Love and Consequences: A Memoir of Hope and Survival by Jones detailed the experiences of the author who was half white and half Native American and moved from one foster home to another as a child. Growing up in gang-infested South-Central Los Angeles, she was also a drug runner for a gang. Published in 2008, the book became a bestseller but her older sister recognised her in a photograph in a newspaper article and contacted the book’s publishers, exposing her story as fake. It turns out Jones was actually Margaret Seltzer, a thirty-something white woman who was brought up by her biological parents in a prosperous neighbourhood in Los Angeles and attended an exclusive religious private school. She admitted that she made up the tale but said many of the details in her book were based on the experiences of people she met while trying to turn youngsters away from crime in Los Angeles. The book’s publisher recalled all unsold copies of the book and offered refunds to anyone who had purchased it.
It has been referred to as “the greatest literary hoax of the 20th century” and Time magazine proclaimed Clifford Irving as “con man of the year” in a cover story. The con? Claiming he was writing the autobiography of reclusive billionaire Howard Hughes. Clifford contacted publisher McGraw-Hill in 1971, saying that he had Howard’s permission to write a tell-all biography. This was certainly interesting to the literary community as Howard had withdrawn from public life for more than 10 years. Clifford received a US$750,000 advance from the publisher, as well as a payment from Life magazine, which wanted to publish excerpts from the upcoming book. He researched Howard together with co-author Richard Suskind, and the duo even ‘interviewed’ each other, pretending to be Howard. Clifford went on trips to ‘meet’ with Howard but it turns out these were actually covert trysts with his mistress. He forged letters by Howard which encouraged publication of the book and even appeared on the TV show 60 Minutes to vouch for the book’s authenticity.
However, less than a year later, Howard came out of hiding to announce that the book was fake. Clifford was sentenced to two-and-a-half years in prison, and his wife was sent to jail in Switzerland, for her role in opening a Swiss bank account with a fake passport, in oder to deposit the fees they received. Clifford released The Hoax in 1981, which gave his account of these events and, in 2006, the book was turned into a movie starring Richard Gere. Clifford died in December 2017 at 87.

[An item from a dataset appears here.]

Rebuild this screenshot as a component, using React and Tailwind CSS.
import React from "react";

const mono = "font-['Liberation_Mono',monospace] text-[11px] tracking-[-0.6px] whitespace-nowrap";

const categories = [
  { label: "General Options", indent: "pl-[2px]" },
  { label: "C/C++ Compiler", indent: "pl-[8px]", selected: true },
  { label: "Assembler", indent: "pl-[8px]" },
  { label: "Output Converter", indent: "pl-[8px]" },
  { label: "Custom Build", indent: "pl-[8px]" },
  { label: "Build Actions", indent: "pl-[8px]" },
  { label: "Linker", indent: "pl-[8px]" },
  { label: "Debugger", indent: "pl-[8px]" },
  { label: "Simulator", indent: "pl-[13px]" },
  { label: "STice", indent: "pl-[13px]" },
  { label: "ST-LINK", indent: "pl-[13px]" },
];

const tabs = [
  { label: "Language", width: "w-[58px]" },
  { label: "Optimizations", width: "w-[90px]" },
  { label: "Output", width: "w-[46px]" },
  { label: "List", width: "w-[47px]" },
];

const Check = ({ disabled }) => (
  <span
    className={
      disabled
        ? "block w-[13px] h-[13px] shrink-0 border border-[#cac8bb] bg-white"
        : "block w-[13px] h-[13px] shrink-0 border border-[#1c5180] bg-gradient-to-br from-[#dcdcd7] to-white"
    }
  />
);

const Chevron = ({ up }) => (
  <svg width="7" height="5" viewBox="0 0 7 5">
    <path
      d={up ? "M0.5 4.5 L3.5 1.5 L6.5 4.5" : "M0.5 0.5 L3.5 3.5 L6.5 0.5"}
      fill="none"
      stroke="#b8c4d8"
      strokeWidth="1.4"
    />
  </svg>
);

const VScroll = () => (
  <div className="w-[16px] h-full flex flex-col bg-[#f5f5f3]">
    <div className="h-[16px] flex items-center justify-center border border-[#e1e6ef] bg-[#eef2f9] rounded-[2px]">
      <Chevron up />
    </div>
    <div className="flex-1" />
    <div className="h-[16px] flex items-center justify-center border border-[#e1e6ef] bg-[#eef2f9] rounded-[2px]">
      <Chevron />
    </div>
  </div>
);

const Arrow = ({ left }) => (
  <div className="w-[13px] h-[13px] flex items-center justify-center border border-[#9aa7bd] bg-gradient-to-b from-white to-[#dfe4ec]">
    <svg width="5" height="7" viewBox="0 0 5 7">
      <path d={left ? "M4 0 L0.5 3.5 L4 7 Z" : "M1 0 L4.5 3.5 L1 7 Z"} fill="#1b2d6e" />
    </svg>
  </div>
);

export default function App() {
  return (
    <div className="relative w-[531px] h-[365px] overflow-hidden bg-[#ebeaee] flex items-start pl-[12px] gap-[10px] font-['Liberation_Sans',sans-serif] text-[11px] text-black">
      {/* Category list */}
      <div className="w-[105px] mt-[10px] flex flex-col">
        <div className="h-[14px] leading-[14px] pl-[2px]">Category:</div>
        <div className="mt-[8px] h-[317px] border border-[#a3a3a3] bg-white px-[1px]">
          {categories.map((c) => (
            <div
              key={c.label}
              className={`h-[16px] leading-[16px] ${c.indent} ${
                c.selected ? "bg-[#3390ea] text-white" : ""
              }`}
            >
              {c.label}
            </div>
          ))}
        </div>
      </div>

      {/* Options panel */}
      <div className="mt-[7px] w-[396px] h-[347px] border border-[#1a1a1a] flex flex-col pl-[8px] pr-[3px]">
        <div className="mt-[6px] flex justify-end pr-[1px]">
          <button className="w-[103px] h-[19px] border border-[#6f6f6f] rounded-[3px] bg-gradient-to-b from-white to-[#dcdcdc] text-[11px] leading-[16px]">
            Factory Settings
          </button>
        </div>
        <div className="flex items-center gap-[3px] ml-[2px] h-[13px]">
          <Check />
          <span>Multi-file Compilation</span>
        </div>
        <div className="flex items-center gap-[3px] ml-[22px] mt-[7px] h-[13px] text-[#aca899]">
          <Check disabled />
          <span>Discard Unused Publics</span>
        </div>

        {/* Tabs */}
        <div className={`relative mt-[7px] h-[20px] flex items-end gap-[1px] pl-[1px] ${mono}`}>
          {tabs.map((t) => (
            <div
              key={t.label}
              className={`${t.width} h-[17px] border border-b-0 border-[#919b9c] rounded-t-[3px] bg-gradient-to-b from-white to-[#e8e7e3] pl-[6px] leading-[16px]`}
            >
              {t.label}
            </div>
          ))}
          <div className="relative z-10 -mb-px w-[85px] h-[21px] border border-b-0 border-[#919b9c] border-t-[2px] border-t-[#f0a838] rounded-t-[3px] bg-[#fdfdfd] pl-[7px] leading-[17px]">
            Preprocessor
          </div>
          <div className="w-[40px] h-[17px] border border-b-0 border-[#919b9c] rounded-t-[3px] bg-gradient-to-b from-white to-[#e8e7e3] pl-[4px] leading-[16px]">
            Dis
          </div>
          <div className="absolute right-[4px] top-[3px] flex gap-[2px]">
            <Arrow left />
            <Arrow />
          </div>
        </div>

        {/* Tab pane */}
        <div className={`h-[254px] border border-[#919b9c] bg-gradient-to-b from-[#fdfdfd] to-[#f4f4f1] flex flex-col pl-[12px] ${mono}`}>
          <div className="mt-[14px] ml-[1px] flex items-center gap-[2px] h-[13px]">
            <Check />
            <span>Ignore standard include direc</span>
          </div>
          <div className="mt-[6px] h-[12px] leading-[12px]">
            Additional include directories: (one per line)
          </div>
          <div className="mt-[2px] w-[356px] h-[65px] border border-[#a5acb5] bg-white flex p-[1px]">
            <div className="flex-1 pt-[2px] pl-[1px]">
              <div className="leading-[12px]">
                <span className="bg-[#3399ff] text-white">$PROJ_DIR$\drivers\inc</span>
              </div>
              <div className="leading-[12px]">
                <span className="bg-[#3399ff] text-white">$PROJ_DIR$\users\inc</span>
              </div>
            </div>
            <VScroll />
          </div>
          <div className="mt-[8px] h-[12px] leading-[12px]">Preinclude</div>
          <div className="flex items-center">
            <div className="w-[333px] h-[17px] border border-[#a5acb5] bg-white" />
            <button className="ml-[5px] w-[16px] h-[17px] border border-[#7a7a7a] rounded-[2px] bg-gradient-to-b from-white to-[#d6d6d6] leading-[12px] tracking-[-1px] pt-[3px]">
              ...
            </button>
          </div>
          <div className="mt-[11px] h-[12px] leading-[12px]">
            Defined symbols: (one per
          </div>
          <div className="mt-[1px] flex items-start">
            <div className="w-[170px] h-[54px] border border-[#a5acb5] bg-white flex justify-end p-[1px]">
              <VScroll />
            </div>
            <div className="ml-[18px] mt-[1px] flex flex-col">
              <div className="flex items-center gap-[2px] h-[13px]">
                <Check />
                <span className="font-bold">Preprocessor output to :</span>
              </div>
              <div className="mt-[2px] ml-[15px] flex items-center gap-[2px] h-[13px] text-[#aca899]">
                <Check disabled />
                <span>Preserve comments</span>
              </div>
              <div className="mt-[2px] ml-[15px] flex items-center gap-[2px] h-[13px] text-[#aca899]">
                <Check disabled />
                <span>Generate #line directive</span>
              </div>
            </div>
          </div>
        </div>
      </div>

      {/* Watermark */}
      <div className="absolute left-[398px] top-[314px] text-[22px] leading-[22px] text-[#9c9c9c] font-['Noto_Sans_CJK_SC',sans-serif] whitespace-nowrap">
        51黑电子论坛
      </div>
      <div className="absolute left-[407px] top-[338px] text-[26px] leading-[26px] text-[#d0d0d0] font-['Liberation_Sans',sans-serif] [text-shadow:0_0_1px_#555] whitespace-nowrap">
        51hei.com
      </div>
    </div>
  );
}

If you watched 2018’s Can You Ever Forgive Me?, you’ll know the story of Lee Israel. Based on Lee’s confessional autobiography of the same name, the movie starred Melissa McCarthy and Richard E. Grant and was nominated for three Oscars. Lee had a fairly successful career as a biographer but when her career came to a standstill, she struggled to make ends meet. Surviving on welfare, she turned to a life of crime, with forgery as her chosen transgression. She fabricated around 400 letters, claiming to be written by the likes of Ernest Hemingway and Dorothy Parker. When her crimes were eventually discovered, Israel pleaded guilty and was sentenced to six months house arrest with five years probation. She died in December 2014 at 75.